Jan Assman illustre ce propos à l'aide de son analyse de la franc-maçonnerie du XVIIe siècle, à partir de la réception des connaissances en égyptologie par les Franc-maçons de l'époque.

Le cosmopolitisme permet une double affiliation à une religion d'une part, et à un ensemble de valeurs qui sont communes à l'Humanité entière, comme le respect de la vie, les droits de l'homme, la liberté.

Discussion

Ce livre est sans doute complexe, mais cela vaut la peine de le lire et de le relire au besoin.

Ce qui est intéressant, c'est que l'auteur a retracé l'histoire des connaissances sur l'Égypte, alors que l'essentiel de ces connaissances, comme la signification des hiéroglyphes par exemple, avait été perdu au cours du temps.

Comme l'auteur fait appel à une religion universelle, cosmopolite, se propose-t-il de faire traduire l'ouvrage en arabe ?

Pourquoi la version anglaise ne reprend-elle pas les matériaux maçonniques ?

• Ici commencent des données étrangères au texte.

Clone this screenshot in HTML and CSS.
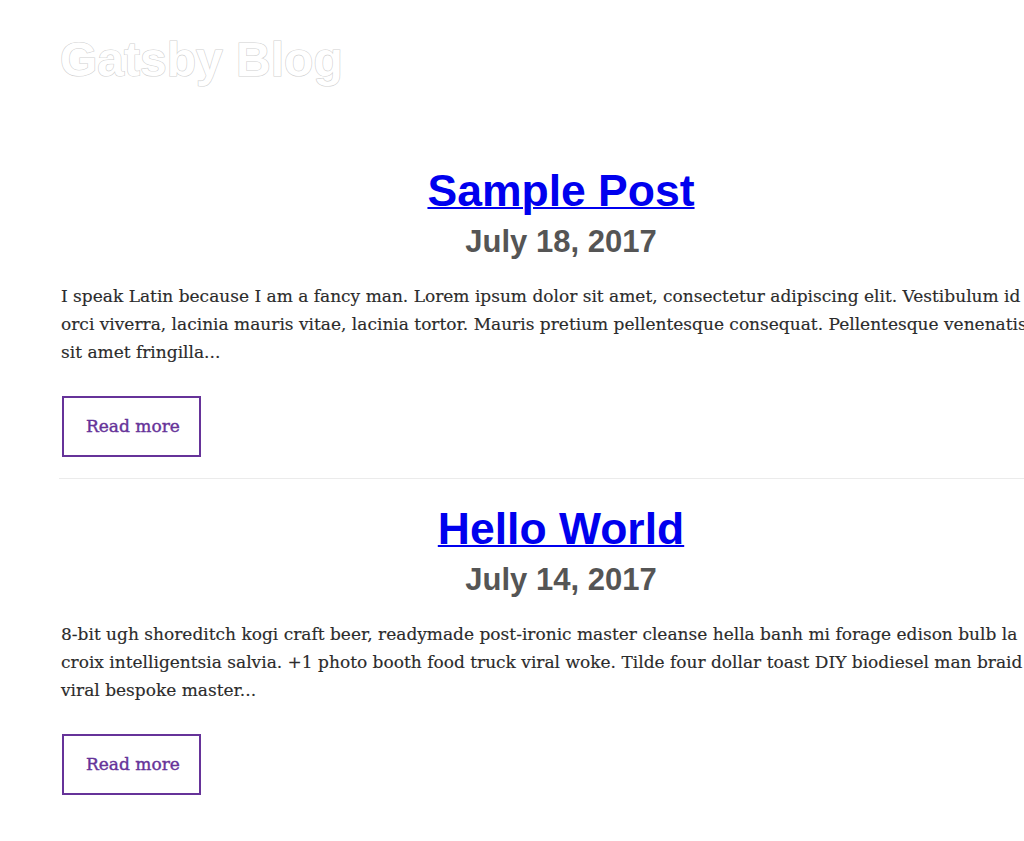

On a tendance à penser que Mozart, dans La Flûte enchantée, a mis en scène une initiation maçonnique. Or, les initiations n'ont fait appel aux éléments qu'après la traduction en français du livret de la Flûte enchantée, soit en 1811. C'est donc Mozart qui est à l'origine de cette pratique.

Table des matières

Préface

Note du traducteur

Introduction

L'idée de la religion double : histoire et actualité

    1. Les bases égyptiennes : le double sens des signes
    2. Du double sens des signes à la double religion
    3. "Religio Duplex" et théologie politique
    4. La "Religio Duplex" et la franc-maçonnerie
    5. À l'époque de la globalisation : "Religio Duplex" comme double affiliation

Conclusion : rétrospective et prospective

Annexe : Matériaux sur la recherche maçonnique à propos des Mystères

    1. Les francs-maçons à la recherche de leur passé
    2. Beyerle et Starck à propos des Mystères, de la double religion et de la franc-maçonnerie
    3. Les études sur les Mystères dans le Journal für Freymauer

Bibliographie

Index des thèmes

Index des noms

Notes :

[1] La tradition des francs-maçons Histoire et transmission initiatique, Dervy 2014 (Pierre Vivante), ISBN 9791024200668.

[2] Moïse l'Égyptien : un essai d'histoire de la mémoire, Flammarion 2010 (Champs histoire), ISBN 9782081240780.

[3] Zauberflöte : Oper und Mysterium, Hanser 2005, ISBN 9783446206731, non traduit en français.

[4] Elle ne compte que 224 pages, au lieu de 409pour la version française, et 507 pour la version allemande.